Je veux d’ailleurs le réaffirmer ici, tous les modèles d’élevage ne se valent pas. Si certains sont climaticides, je pense par exemple au « feed lot » américains, le modèle d’élevage à l’herbe tel qu’il est pratiqué dans notre région permet au contraire de fixer et de capter du carbone, il valorise la fonction nourricière de près de 50 % des terres agricoles de la région. Aussi, je veux assurer de tout mon soutien le monde de l’élevage souvent injustement pointé du doigt.

Remise en cause du gavage et dénonciation de la corrida vont souvent de pair chez les défenseurs des animaux. Qu’en pensez-vous ?

Je ne suis pas partisane des interdictions, je crois avant tout et surtout à la liberté des citoyens de faire leur choix en conscience. Je comprends pleinement que la cause animale prenne une place de plus en plus importante dans les valeurs de notre société, mais je ne pense pas que leur protection doit passer par des interdits ni même par la négation d’une forme d’humanisme et de culture. D’autant plus que nous touchons ici à nos traditions, de plusieurs siècles, au socle commun en Occitanie.

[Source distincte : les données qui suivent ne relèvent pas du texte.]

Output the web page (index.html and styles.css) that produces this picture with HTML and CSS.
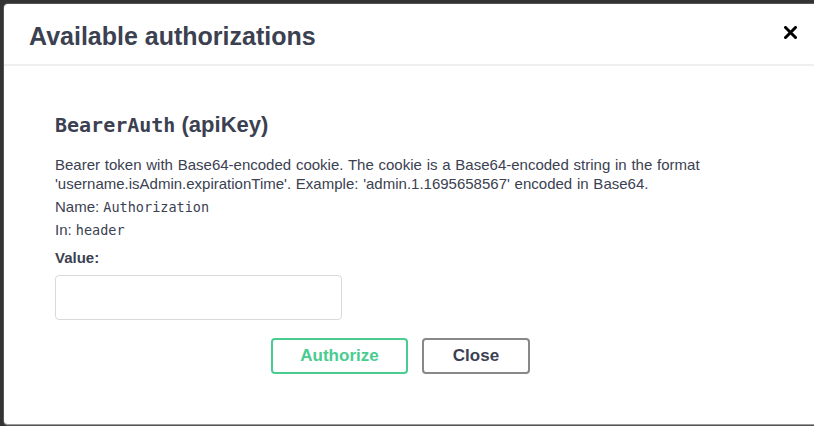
FILE: index.html
```html
<!DOCTYPE html>
<html lang="en">
<head>
<meta charset="utf-8">
<title>Available authorizations</title>
<link rel="stylesheet" href="styles.css">
</head>
<body>
<div class="modal">
  <div class="modal-header">
    <h3 class="modal-title">Available authorizations</h3>
    <button class="close-x" aria-label="Close">
      <svg width="13" height="13" viewBox="0 0 13 13"><path d="M1.5 1.5 L11.5 11.5 M11.5 1.5 L1.5 11.5" stroke="#000" stroke-width="3" stroke-linecap="square" fill="none"/></svg>
    </button>
  </div>
  <div class="modal-content">
    <h4 class="auth-name"><code>BearerAuth</code> (apiKey)</h4>
    <p class="desc">Bearer token with Base64-encoded cookie. The cookie is a Base64-encoded string in the format 'username.isAdmin.expirationTime'. Example: 'admin.1.1695658567' encoded in Base64.</p>
    <p class="row row-name">Name: <code>Authorization</code></p>
    <p class="row row-in">In: <code>header</code></p>
    <label class="value-label">Value:</label>
    <input class="value-input" type="text">
    <div class="btn-row">
      <button class="btn btn-authorize">Authorize</button>
      <button class="btn btn-close">Close</button>
    </div>
  </div>
</div>
</body>
</html>
```
FILE: styles.css
```css
html, body {
  margin: 0;
  padding: 0;
  height: 100%;
  overflow: hidden;
}
body {
  background: #333333;
  font-family: "Liberation Sans", Arial, sans-serif;
  color: #3b4151;
}
.modal {
  margin: 4px 0 0 4px;
  width: 818px;
  height: 420px;
  background: #fff;
  border-radius: 4px;
  border-bottom: 1px solid #9a9a9a;
  box-shadow: 0 0 0 1px #555;
}
.modal-header {
  display: flex;
  justify-content: space-between;
  align-items: center;
  padding: 17px 25px 13px 25px;
  border-bottom: 2px solid #efefef;
}
.modal-title {
  margin: 0;
  font-size: 25px;
  line-height: 30px;
  font-weight: bold;
  color: #3b4151;
}
.close-x {
  border: 0;
  background: none;
  padding: 0;
  margin: 0 0 7px 0;
  width: 13px;
  height: 13px;
  display: block;
}
.close-x svg { display: block; }
.modal-content {
  padding: 47px 0 0 51px;
}
.auth-name {
  margin: 0;
  font-size: 22px;
  line-height: 24px;
  font-weight: bold;
  color: #3b4151;
}
.auth-name code {
  font-family: "DejaVu Sans Mono", monospace;
  font-size: 20px;
  font-weight: bold;
}
.desc {
  margin: 18px 0 0 0;
  font-size: 15px;
  line-height: 19px;
  width: 700px;
  word-spacing: 0.6px;
}
.row {
  font-size: 15px;
  line-height: 19px;
}
.row-name { margin: 4px 0 0 0; }
.row-in { margin: 3px 0 0 0; }
.row code {
  font-family: "DejaVu Sans Mono", monospace;
  font-size: 13.5px;
}
.value-label {
  display: block;
  margin-top: 8px;
  font-size: 15px;
  line-height: 19px;
  font-weight: bold;
}
.value-input {
  display: block;
  box-sizing: border-box;
  margin-top: 8px;
  width: 287px;
  height: 45px;
  border: 1px solid #d9d9d9;
  border-radius: 4px;
  background: #fff;
}
.btn-row {
  display: flex;
  gap: 14px;
  margin-top: 18px;
  padding-left: 216px;
}
.btn {
  box-sizing: border-box;
  height: 36px;
  border-radius: 4px;
  background: #fff;
  font-family: "Liberation Sans", Arial, sans-serif;
  font-size: 17px;
  font-weight: bold;
  padding: 0;
}
.btn-authorize {
  width: 137px;
  border: 2px solid #49cc90;
  color: #49cc90;
}
.btn-close {
  width: 108px;
  border: 2px solid #888888;
  color: #3b4151;
}
```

Comment analysez-vous la montée de l’activisme et les actions de plus en plus musclées des associations de type L214 ?

Je suis inquiète de la montée des actes violents, quelles que soient leurs causes, leurs moteurs. Je ne peux pas cautionner la dégradation de commerces au nom de la protection animale. Comment peut-on justifier la violence contre les hommes, pour lutter contre la violence envers les animaux ? Mais c’est un phénomène plus global… Ces actes sont le reflet de la colère qui couve en France aujourd’hui. Dans une société qui a confiance en un avenir commun, vous n’aurez pas autant de vandalisme et d’acte de dégradation… Une société plus violente, c’est une société toujours plus divisée. Je crois qu’il faut apporter de l’apaisement, du dialogue. Cela passe d’abord par agir concrètement pour apporter des solutions aux habitants. Sur les problématiques qui sont les leurs : l’emploi, l’éducation de leurs enfants, les transports et la transition écologique qui n’est plus un débat d’expert, mais une inquiétude majeure pour toutes les générations.


Avec Martin Malvy et Jean-Pierre Coffe au Sisqa en 2012


L’Insee vient de révéler qu’un paysan sur cinq ne s’est pas versé de salaire en 2017, soit une hausse de 8 % en un an. Comment expliquer qu’une telle statistique ne crée pas plus d’émotion dans l’opinion publique, et notamment en ville ?

Pour tout vous dire, je n’ai pas envie de me l’expliquer, ou en tout cas, je n’ai pas envie de l’accepter. Qu’un travail aussi essentiel et aussi dur que celui des paysans ne permette pas de vivre décemment est inadmissible. Il y a des laissés pour compte aujourd’hui, au premier rang desquels les agriculteurs, et il est vrai qu’ils ne font la une des journaux que lorsqu’ils manifestent. Mais je pense que chacun d’entre nous, individuellement, ruraux ou citadins, nous sommes touchés par cette situation. C’est d’ailleurs l’un des moteurs du « manger local » qui est très répandu dans les métropoles.

Dans ce contexte, la Région prend ses responsabilités : notre territoire compte 165 000 agriculteurs ou salariés de l’agriculture et de l’agroalimentaire.

Depuis 2016, nous avons augmenté notre budget de 40 % pour les accompagner notamment dans leurs projets d’installation ou de développement. Nous soutenons également les actions collectives de formation et de promotion. Nous accompagnons les agriculteurs vers le bio et dans la transition écologique. Toutes ces actions ont pour objectif de permettre aux agriculteurs de notre région de vivre décemment de leurs terres et de leurs élevages. Cela doit être la priorité de tous les acteurs publics.

Puisque l’agriculture est aux circuits courts et à la consommation locale, faudra-t-il délocaliser certaines compétences du ministère de l’Agriculture aux conseils Régionaux ?

Je plaide depuis des mois, pour une République des territoires. Nous avons aujourd’hui, au sein des Régions, des Départements, des Intercommunalités et des Villes, la maturité pour une plus grande décentralisation de l’action publique. Ce n’est pas le chemin que prennent l’état et son gouvernement, bien au contraire… Mais bien sûr, les Régions, qui sont plus proches des particularités de chacun des territoires, devraient avoir plus de moyens d’action. L’état doit lui se recentrer sur ses pouvoirs régaliens : la sécurité, l’éducation, la justice…

En Occitanie, nous n’avons pas attendu ce transfert pour agir en faveur de l’agriculture, de l’agroalimentaire et de la filière bois et aller au-delà de nos compétences. Ce volontarisme porte ses fruits : l’Occitanie est aujourd’hui championne de France de l’agriculture bio, en 4e position à l’échelle européenne et également leader dans le domaine de la viticulture bio. Il y a ici une bonne dynamique collective parce que nous avons le souci de rassembler, de fédérer.